Make predictions with remote models on Vertex AI

You can register a Vertex AI endpoint as a remote model and call it directly from BigQuery with ML.PREDICT.

This can be helpful when a model is too large to import into BigQuery or when you want to use a single point of inference for online, batch, and micro-batch use cases.

This tutorial uses a customized sentiment analysis model by fine-tuning a BERT model with plain-text IMDB movie reviews. The resulting model uses text input (movie reviews) and returns sentiment scores between (0, 1). The model is registered in Vertex AI Model Registry and served on a Vertex AI endpoint. From there the model is added to BigQuery as a remote model. You can use the remote model within BigQuery to get sentiment predictions for a text column (reviews of movies from the 100,000 row table bigquery-public-data.imdb.reviews.

See the BQML Remote Model Tutorial for a Python version GitHub tutorial.

Workflow overview

Tutorial Setup

This tutorial uses the following billable components of Google Cloud: Cloud Storage, Vertex AI and BigQuery. At then end of the tutorial, you will remove the billable components.

  1. Click here to Enable APIs for Vertex AI, Cloud Storage, and BigQuery Cloud Resource Connections.
  2. Cloud Storage: to create a Bucket in the default US multi-region following these instructions.

Create ML model

Create a model by using the BQML Remote Model Tutorial, which includes a sentiment analysis prediction model created by fine-tuning a BERT model while adding a classification layer.

We already trained a sample model and uploaded it to gs://cloud-samples-data/bigquery/ml/remote_model_tutorial/ for you to use directly.

Deploy model on Vertex AI

Follow the instructions to register the model in the Vertex AI Model Registry.

Follow the instructions to deploy the model from the Vertex AI Model Registry to a Vertex AI endpoint.

We recommend setting the maximum number of compute nodes. This turns on the autoscaling capability on Vertex AI side and helps the endpoint to process more requests when your BigQuery data table has a large amount of rows.

BigQuery ML remote model

Creating a BigQuery ML remote model has two components: a BigQuery cloud resource connection and a BigQuery remote model that uses the connection.

Create a BigQuery Cloud resource connection

You must have a Cloud resource connection to connect to Vertex AI.

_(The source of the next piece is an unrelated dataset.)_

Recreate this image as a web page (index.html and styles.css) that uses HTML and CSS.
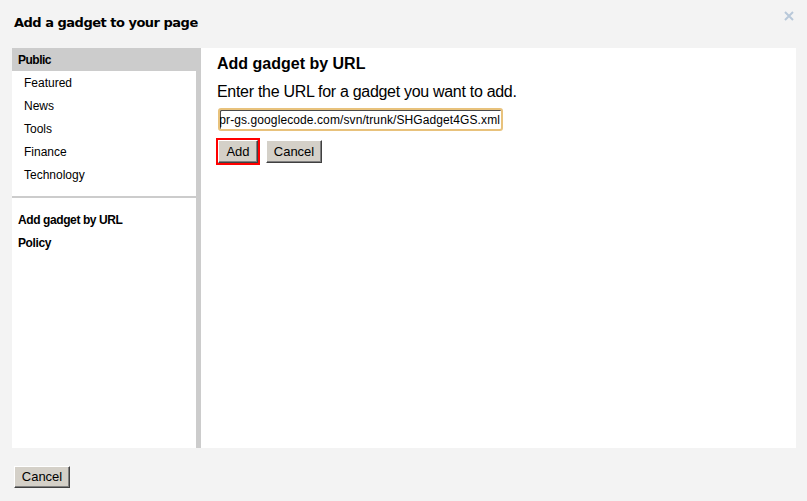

Select one of the following options:

Console

  1. Go to the BigQuery page.

    Go to BigQuery

  2. To create a connection, click Add, and then click Connections to external data sources.

  3. In the Connection type list, select Vertex AI remote models, remote functions and BigLake (Cloud Resource).

  4. In the Connection ID field, enter a name for your connection.

  5. Click Create connection.

  6. Click Go to connection.

  7. In the Connection info pane, copy the service account ID for use in a later step.

bq

  1. In a command-line environment, create a connection:

    bq mk --connection --location=REGION --project_id=PROJECT_ID \
        --connection_type=CLOUD_RESOURCE CONNECTION_ID

    The --project_id parameter overrides the default project.

    Replace the following:

    • REGION: your connection region
    • PROJECT_ID: your Google Cloud project ID
    • CONNECTION_ID: an ID for your connection

    When you create a connection resource, BigQuery creates a unique system service account and associates it with the connection.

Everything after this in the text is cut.